TASK STATEMENT:
Repeat the material verbatim. Images are excluded from the copy.

RECORDED DATA:
----

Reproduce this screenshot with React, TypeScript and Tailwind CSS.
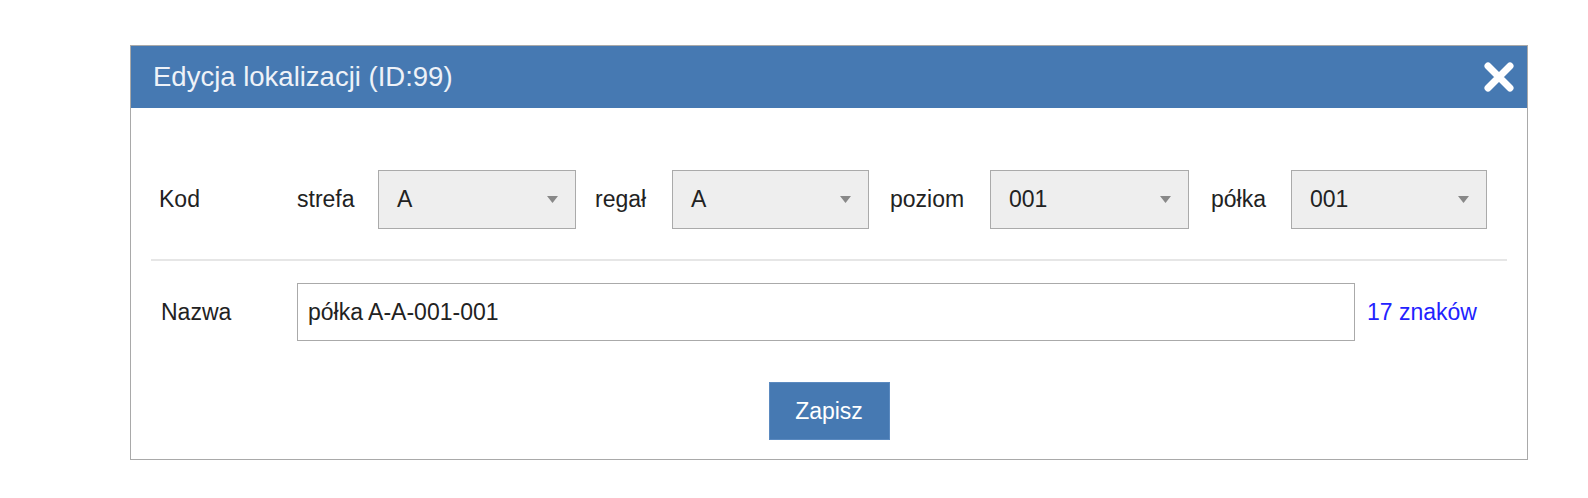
import React, { useState } from "react";

const font = { fontFamily: '"Liberation Sans", Arial, sans-serif' };

interface SelectBoxProps {
  value: string;
  width: string;
}

const SelectBox: React.FC<SelectBoxProps> = ({ value, width }) => (
  <div
    className={`${width} h-[59px] shrink-0 flex items-center justify-between bg-[#eeeeee] border border-[#aaaaaa] pl-[18px] pr-[17px]`}
  >
    <span className="text-[23px] text-[#222]">{value}</span>
    <svg width="11" height="7" viewBox="0 0 11 7">
      <path d="M0 0 L11 0 L5.5 7 Z" fill="#888" />
    </svg>
  </div>
);

export default function App() {
  const [name, setName] = useState("półka A-A-001-001");

  return (
    <div className="w-[1588px] h-[498px] bg-white" style={font}>
      <div className="pt-[45px] pl-[130px]">
        <div className="w-[1398px] border border-[#a9a9a9] bg-white">
          {/* header */}
          <div className="h-[62px] bg-[#4679b2] flex items-center justify-between pl-[22px] pr-[12px]">
            <span className="text-[27.5px] text-[#eef2f8]">Edycja lokalizacji (ID:99)</span>
            <svg width="32" height="30" viewBox="0 0 32 30">
              <path d="M5 4 L27 26 M27 4 L5 26" stroke="#fff" strokeWidth="7" strokeLinecap="round" />
            </svg>
          </div>

          {/* body */}
          <div className="px-[20px] pt-[62px] pb-[19px] text-[23px] text-[#222]">
            <div className="flex items-center">
              <div className="w-[146px] pl-[8px]">Kod</div>
              <div className="w-[81px]">strefa</div>
              <SelectBox value="A" width="w-[198px]" />
              <div className="w-[96px] pl-[19px]">regał</div>
              <SelectBox value="A" width="w-[197px]" />
              <div className="w-[121px] pl-[21px]">poziom</div>
              <SelectBox value="001" width="w-[199px]" />
              <div className="w-[102px] pl-[22px]">półka</div>
              <SelectBox value="001" width="w-[196px]" />
            </div>

            <div className="mt-[30px] h-[2px] bg-[#e6e6e6]" />

            <div className="mt-[22px] flex items-center">
              <div className="w-[146px] pl-[10px]">Nazwa</div>
              <input
                className="w-[1058px] h-[58px] border border-[#aaaaaa] bg-white pl-[10px] text-[23px] text-[#222] outline-none"
                style={font}
                value={name}
                onChange={(e) => setName(e.target.value)}
              />
              <span className="ml-[12px] text-[#2222ff]">{name.length} znaków</span>
            </div>

            <div className="mt-[41px] flex justify-center">
              <button className="w-[121px] h-[58px] bg-[#4679b2] border border-[#5b8ac0] text-white text-[23px]">
                Zapisz
              </button>
            </div>
          </div>
        </div>
      </div>
    </div>
  );
}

----

RESPONSE FOR THIS EXERCISE:
Reproduce this screenshot with React, TypeScript and Tailwind CSS.
import React, { useState } from "react";

const font = { fontFamily: '"Liberation Sans", Arial, sans-serif' };

interface SelectBoxProps {
  value: string;
  width: string;
}

const SelectBox: React.FC<SelectBoxProps> = ({ value, width }) => (
  <div
    className={`${width} h-[59px] shrink-0 flex items-center justify-between bg-[#eeeeee] border border-[#aaaaaa] pl-[18px] pr-[17px]`}
  >
    <span className="text-[23px] text-[#222]">{value}</span>
    <svg width="11" height="7" viewBox="0 0 11 7">
      <path d="M0 0 L11 0 L5.5 7 Z" fill="#888" />
    </svg>
  </div>
);

export default function App() {
  const [name, setName] = useState("półka A-A-001-001");

  return (
    <div className="w-[1588px] h-[498px] bg-white" style={font}>
      <div className="pt-[45px] pl-[130px]">
        <div className="w-[1398px] border border-[#a9a9a9] bg-white">
          {/* header */}
          <div className="h-[62px] bg-[#4679b2] flex items-center justify-between pl-[22px] pr-[12px]">
            <span className="text-[27.5px] text-[#eef2f8]">Edycja lokalizacji (ID:99)</span>
            <svg width="32" height="30" viewBox="0 0 32 30">
              <path d="M5 4 L27 26 M27 4 L5 26" stroke="#fff" strokeWidth="7" strokeLinecap="round" />
            </svg>
          </div>

          {/* body */}
          <div className="px-[20px] pt-[62px] pb-[19px] text-[23px] text-[#222]">
            <div className="flex items-center">
              <div className="w-[146px] pl-[8px]">Kod</div>
              <div className="w-[81px]">strefa</div>
              <SelectBox value="A" width="w-[198px]" />
              <div className="w-[96px] pl-[19px]">regał</div>
              <SelectBox value="A" width="w-[197px]" />
              <div className="w-[121px] pl-[21px]">poziom</div>
              <SelectBox value="001" width="w-[199px]" />
              <div className="w-[102px] pl-[22px]">półka</div>
              <SelectBox value="001" width="w-[196px]" />
            </div>

            <div className="mt-[30px] h-[2px] bg-[#e6e6e6]" />

            <div className="mt-[22px] flex items-center">
              <div className="w-[146px] pl-[10px]">Nazwa</div>
              <input
                className="w-[1058px] h-[58px] border border-[#aaaaaa] bg-white pl-[10px] text-[23px] text-[#222] outline-none"
                style={font}
                value={name}
                onChange={(e) => setName(e.target.value)}
              />
              <span className="ml-[12px] text-[#2222ff]">{name.length} znaków</span>
            </div>

            <div className="mt-[41px] flex justify-center">
              <button className="w-[121px] h-[58px] bg-[#4679b2] border border-[#5b8ac0] text-white text-[23px]">
                Zapisz
              </button>
            </div>
          </div>
        </div>
      </div>
    </div>
  );
}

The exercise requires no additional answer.